_SUPPLIED DATA_:
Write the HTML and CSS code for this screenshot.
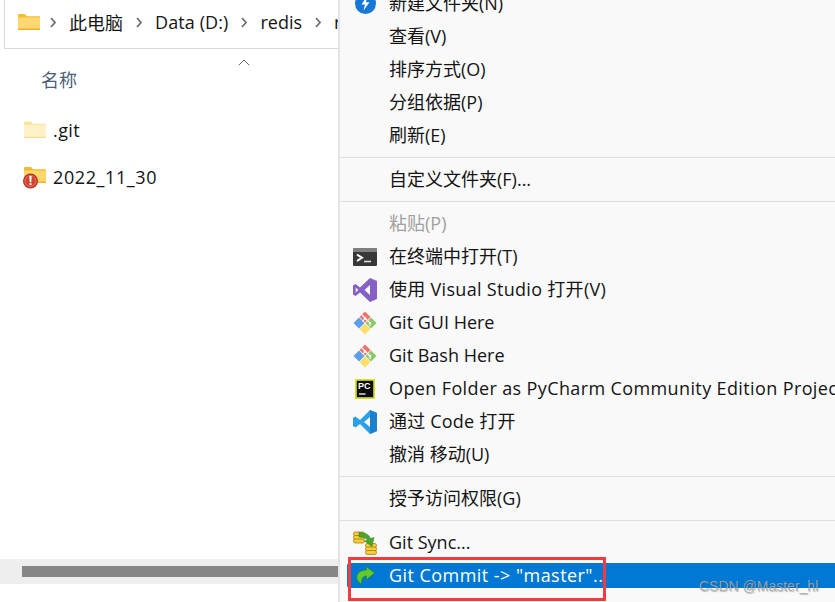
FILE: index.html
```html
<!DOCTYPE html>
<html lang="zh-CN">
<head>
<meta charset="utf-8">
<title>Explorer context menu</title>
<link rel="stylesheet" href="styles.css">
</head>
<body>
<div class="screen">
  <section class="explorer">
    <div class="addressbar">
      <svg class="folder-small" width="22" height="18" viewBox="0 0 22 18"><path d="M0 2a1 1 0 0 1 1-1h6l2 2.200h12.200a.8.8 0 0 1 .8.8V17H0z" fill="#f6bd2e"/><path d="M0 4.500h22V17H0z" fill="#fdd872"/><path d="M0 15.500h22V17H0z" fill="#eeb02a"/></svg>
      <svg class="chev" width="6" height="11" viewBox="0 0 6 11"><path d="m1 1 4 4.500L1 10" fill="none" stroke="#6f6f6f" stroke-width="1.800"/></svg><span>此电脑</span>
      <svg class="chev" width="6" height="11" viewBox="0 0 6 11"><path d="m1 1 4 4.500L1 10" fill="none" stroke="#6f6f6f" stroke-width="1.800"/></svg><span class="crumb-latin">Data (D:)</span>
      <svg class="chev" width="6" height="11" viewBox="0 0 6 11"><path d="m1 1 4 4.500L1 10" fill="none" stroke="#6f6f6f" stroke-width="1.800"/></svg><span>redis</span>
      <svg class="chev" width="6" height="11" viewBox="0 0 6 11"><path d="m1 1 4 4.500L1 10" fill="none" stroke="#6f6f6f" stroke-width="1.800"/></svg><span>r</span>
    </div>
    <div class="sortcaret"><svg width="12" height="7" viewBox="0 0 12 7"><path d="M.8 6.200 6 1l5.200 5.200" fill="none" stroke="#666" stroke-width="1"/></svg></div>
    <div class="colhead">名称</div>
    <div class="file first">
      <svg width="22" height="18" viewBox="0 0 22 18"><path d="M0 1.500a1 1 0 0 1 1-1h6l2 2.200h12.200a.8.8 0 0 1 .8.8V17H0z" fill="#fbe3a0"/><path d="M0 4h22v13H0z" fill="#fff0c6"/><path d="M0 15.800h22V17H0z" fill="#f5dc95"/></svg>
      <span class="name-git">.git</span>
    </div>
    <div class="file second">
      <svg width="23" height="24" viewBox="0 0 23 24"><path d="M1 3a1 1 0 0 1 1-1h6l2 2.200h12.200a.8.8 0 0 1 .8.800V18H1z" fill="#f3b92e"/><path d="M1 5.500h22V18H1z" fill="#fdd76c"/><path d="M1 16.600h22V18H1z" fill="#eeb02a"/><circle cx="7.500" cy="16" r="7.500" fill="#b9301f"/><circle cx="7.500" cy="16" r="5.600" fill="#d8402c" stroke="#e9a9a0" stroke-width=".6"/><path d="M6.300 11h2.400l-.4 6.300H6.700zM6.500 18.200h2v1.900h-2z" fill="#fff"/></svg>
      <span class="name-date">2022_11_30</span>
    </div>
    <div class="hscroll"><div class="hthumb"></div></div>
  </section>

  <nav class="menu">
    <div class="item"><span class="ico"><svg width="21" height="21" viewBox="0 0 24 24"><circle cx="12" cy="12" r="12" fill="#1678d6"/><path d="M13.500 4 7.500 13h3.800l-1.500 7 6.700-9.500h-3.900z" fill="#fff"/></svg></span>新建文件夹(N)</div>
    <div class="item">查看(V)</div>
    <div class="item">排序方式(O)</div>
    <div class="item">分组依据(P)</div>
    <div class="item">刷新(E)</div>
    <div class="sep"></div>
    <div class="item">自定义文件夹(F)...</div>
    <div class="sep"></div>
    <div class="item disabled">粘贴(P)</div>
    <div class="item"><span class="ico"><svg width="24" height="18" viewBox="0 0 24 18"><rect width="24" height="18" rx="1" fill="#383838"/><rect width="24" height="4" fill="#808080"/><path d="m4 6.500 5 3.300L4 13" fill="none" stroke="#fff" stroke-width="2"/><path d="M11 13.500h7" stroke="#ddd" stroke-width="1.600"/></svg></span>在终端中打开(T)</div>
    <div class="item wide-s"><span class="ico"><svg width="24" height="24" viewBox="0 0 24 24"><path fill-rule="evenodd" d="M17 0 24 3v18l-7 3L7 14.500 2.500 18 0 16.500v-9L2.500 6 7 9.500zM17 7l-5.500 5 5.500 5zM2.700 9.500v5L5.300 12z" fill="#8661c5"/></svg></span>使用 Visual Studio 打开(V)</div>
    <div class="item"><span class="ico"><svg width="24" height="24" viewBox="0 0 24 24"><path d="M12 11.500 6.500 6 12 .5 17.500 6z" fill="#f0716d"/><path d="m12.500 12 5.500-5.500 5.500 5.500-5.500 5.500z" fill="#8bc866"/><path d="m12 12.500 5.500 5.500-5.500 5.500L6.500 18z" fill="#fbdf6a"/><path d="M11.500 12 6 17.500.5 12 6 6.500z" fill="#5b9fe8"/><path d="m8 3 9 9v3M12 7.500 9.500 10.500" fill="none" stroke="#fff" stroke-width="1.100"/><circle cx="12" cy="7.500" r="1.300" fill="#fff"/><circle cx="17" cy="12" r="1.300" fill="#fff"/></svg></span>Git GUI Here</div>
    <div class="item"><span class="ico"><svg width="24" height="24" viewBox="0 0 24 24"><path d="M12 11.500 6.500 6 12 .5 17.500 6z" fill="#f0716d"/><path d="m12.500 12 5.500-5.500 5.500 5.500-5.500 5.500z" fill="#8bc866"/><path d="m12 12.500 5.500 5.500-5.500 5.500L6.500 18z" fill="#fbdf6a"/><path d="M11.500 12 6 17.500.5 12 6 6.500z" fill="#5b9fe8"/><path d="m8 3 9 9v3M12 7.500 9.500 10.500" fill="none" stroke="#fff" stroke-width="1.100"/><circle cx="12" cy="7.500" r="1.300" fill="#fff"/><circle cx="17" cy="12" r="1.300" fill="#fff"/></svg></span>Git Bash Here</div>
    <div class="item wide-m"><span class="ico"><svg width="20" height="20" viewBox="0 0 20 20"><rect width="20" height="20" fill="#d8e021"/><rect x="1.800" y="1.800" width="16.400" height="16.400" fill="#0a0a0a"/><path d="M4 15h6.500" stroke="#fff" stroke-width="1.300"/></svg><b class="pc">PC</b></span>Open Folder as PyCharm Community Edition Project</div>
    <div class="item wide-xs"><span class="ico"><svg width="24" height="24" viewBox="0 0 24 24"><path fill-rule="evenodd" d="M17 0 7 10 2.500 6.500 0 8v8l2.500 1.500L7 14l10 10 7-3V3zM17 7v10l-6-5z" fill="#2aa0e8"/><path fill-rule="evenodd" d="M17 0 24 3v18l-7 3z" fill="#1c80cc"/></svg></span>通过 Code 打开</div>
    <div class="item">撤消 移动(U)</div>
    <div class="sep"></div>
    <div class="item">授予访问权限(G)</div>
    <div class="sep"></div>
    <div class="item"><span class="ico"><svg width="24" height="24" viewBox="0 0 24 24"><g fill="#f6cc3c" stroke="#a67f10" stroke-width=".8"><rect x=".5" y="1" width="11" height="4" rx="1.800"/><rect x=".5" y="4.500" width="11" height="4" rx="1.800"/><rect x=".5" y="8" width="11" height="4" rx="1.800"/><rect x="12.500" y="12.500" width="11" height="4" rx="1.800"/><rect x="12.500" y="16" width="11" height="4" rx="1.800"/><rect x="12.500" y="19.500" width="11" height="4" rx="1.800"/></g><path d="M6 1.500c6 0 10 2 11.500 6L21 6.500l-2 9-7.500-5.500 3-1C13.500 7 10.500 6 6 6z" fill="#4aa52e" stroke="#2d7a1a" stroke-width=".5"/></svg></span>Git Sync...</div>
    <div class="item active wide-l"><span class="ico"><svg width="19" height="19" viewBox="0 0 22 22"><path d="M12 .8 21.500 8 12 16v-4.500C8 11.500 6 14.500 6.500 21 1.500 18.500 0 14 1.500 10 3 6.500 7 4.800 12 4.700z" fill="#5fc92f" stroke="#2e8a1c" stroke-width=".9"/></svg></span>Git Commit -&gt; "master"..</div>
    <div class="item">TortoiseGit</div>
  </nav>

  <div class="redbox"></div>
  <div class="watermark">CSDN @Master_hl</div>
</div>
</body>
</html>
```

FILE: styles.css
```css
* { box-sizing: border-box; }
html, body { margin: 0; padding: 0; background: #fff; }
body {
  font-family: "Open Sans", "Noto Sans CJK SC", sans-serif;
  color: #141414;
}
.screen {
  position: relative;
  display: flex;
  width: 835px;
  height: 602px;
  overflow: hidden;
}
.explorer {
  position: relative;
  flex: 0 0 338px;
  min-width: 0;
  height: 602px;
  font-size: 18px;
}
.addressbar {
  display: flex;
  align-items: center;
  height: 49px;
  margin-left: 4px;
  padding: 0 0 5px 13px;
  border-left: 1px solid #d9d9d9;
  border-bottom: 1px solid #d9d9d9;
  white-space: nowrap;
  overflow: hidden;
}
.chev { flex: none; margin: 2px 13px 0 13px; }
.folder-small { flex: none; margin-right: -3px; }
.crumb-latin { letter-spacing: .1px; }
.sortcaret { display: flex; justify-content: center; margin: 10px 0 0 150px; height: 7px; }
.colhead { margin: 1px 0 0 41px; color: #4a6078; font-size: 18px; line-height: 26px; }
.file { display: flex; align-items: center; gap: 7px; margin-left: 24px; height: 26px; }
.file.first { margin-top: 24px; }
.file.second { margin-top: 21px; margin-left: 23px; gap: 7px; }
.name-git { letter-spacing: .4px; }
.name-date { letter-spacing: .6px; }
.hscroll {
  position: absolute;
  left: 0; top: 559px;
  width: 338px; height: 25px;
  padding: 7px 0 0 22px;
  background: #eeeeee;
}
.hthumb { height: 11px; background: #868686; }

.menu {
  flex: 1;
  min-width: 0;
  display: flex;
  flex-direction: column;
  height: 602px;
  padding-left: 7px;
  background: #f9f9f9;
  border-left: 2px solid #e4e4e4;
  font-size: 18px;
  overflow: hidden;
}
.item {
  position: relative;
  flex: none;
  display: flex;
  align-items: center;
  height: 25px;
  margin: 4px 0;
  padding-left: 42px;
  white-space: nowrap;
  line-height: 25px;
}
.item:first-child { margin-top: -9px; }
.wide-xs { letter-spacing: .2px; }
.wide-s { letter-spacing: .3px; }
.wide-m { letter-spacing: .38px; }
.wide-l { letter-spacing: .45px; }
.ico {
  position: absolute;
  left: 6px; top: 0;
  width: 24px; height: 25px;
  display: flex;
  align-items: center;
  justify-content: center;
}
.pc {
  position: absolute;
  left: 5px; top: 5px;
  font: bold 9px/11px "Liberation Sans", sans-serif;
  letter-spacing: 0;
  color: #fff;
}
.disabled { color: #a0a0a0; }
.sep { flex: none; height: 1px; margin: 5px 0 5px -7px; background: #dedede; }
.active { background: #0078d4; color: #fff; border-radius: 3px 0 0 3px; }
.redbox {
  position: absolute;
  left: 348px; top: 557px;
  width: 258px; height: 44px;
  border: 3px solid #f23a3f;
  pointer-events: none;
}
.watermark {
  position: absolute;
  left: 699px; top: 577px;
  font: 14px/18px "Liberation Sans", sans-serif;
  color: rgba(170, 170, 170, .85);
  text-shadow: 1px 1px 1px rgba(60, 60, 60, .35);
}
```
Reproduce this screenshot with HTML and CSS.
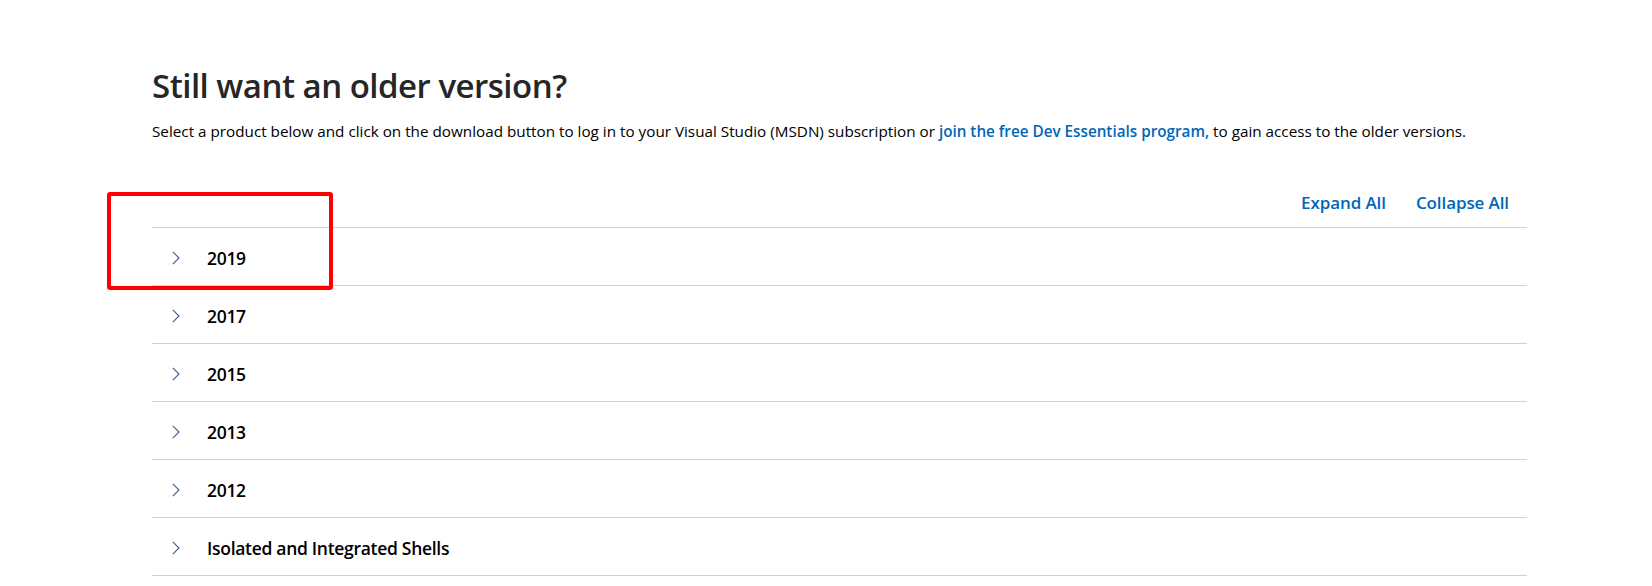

_EXERCISE BRIEF_:
Of the lines above, how many contain the word "this"? Provide the number and nothing else.

_WRITTEN SOLUTION_:
2